WORK REQUIRED → Set down, in full, every record in the block.

====== STORED ROWS ======

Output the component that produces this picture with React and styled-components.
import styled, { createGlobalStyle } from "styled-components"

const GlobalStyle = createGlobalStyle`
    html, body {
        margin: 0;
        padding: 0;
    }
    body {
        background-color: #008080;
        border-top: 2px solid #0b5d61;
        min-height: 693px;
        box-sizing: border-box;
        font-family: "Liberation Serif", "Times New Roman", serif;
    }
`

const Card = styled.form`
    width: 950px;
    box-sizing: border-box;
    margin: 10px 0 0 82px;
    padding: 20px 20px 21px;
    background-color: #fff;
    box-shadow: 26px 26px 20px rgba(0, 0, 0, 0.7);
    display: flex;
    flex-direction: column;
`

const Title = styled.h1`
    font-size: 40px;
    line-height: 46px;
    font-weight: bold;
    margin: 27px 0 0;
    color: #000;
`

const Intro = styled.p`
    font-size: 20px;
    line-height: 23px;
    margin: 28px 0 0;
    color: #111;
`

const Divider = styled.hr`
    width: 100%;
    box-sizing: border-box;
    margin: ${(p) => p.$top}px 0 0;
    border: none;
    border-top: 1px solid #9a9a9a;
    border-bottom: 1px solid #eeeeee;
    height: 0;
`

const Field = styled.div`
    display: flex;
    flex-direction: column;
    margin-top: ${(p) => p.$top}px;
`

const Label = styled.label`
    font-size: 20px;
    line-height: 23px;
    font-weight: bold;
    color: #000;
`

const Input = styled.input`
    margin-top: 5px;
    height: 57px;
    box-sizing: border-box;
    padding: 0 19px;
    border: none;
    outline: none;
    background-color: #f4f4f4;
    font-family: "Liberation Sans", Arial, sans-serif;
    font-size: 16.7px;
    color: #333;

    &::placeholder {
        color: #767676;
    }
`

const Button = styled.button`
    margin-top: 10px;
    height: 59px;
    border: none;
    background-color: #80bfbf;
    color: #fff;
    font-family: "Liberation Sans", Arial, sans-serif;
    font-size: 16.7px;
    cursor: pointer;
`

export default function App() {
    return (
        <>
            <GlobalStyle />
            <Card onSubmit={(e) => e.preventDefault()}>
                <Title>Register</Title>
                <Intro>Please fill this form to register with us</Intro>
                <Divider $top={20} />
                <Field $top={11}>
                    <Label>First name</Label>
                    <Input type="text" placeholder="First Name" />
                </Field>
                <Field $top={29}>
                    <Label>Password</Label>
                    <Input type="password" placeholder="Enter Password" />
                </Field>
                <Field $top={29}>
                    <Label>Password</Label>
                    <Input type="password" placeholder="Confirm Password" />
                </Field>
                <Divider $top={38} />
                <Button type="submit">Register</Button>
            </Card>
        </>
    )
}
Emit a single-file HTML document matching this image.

======

SOLUTION TO THIS EXERCISE →
Output the component that produces this picture with React and styled-components.
import styled, { createGlobalStyle } from "styled-components"

const GlobalStyle = createGlobalStyle`
    html, body {
        margin: 0;
        padding: 0;
    }
    body {
        background-color: #008080;
        border-top: 2px solid #0b5d61;
        min-height: 693px;
        box-sizing: border-box;
        font-family: "Liberation Serif", "Times New Roman", serif;
    }
`

const Card = styled.form`
    width: 950px;
    box-sizing: border-box;
    margin: 10px 0 0 82px;
    padding: 20px 20px 21px;
    background-color: #fff;
    box-shadow: 26px 26px 20px rgba(0, 0, 0, 0.7);
    display: flex;
    flex-direction: column;
`

const Title = styled.h1`
    font-size: 40px;
    line-height: 46px;
    font-weight: bold;
    margin: 27px 0 0;
    color: #000;
`

const Intro = styled.p`
    font-size: 20px;
    line-height: 23px;
    margin: 28px 0 0;
    color: #111;
`

const Divider = styled.hr`
    width: 100%;
    box-sizing: border-box;
    margin: ${(p) => p.$top}px 0 0;
    border: none;
    border-top: 1px solid #9a9a9a;
    border-bottom: 1px solid #eeeeee;
    height: 0;
`

const Field = styled.div`
    display: flex;
    flex-direction: column;
    margin-top: ${(p) => p.$top}px;
`

const Label = styled.label`
    font-size: 20px;
    line-height: 23px;
    font-weight: bold;
    color: #000;
`

const Input = styled.input`
    margin-top: 5px;
    height: 57px;
    box-sizing: border-box;
    padding: 0 19px;
    border: none;
    outline: none;
    background-color: #f4f4f4;
    font-family: "Liberation Sans", Arial, sans-serif;
    font-size: 16.7px;
    color: #333;

    &::placeholder {
        color: #767676;
    }
`

const Button = styled.button`
    margin-top: 10px;
    height: 59px;
    border: none;
    background-color: #80bfbf;
    color: #fff;
    font-family: "Liberation Sans", Arial, sans-serif;
    font-size: 16.7px;
    cursor: pointer;
`

export default function App() {
    return (
        <>
            <GlobalStyle />
            <Card onSubmit={(e) => e.preventDefault()}>
                <Title>Register</Title>
                <Intro>Please fill this form to register with us</Intro>
                <Divider $top={20} />
                <Field $top={11}>
                    <Label>First name</Label>
                    <Input type="text" placeholder="First Name" />
                </Field>
                <Field $top={29}>
                    <Label>Password</Label>
                    <Input type="password" placeholder="Enter Password" />
                </Field>
                <Field $top={29}>
                    <Label>Password</Label>
                    <Input type="password" placeholder="Confirm Password" />
                </Field>
                <Divider $top={38} />
                <Button type="submit">Register</Button>
            </Card>
        </>
    )
}
Emit a single-file HTML document matching this image.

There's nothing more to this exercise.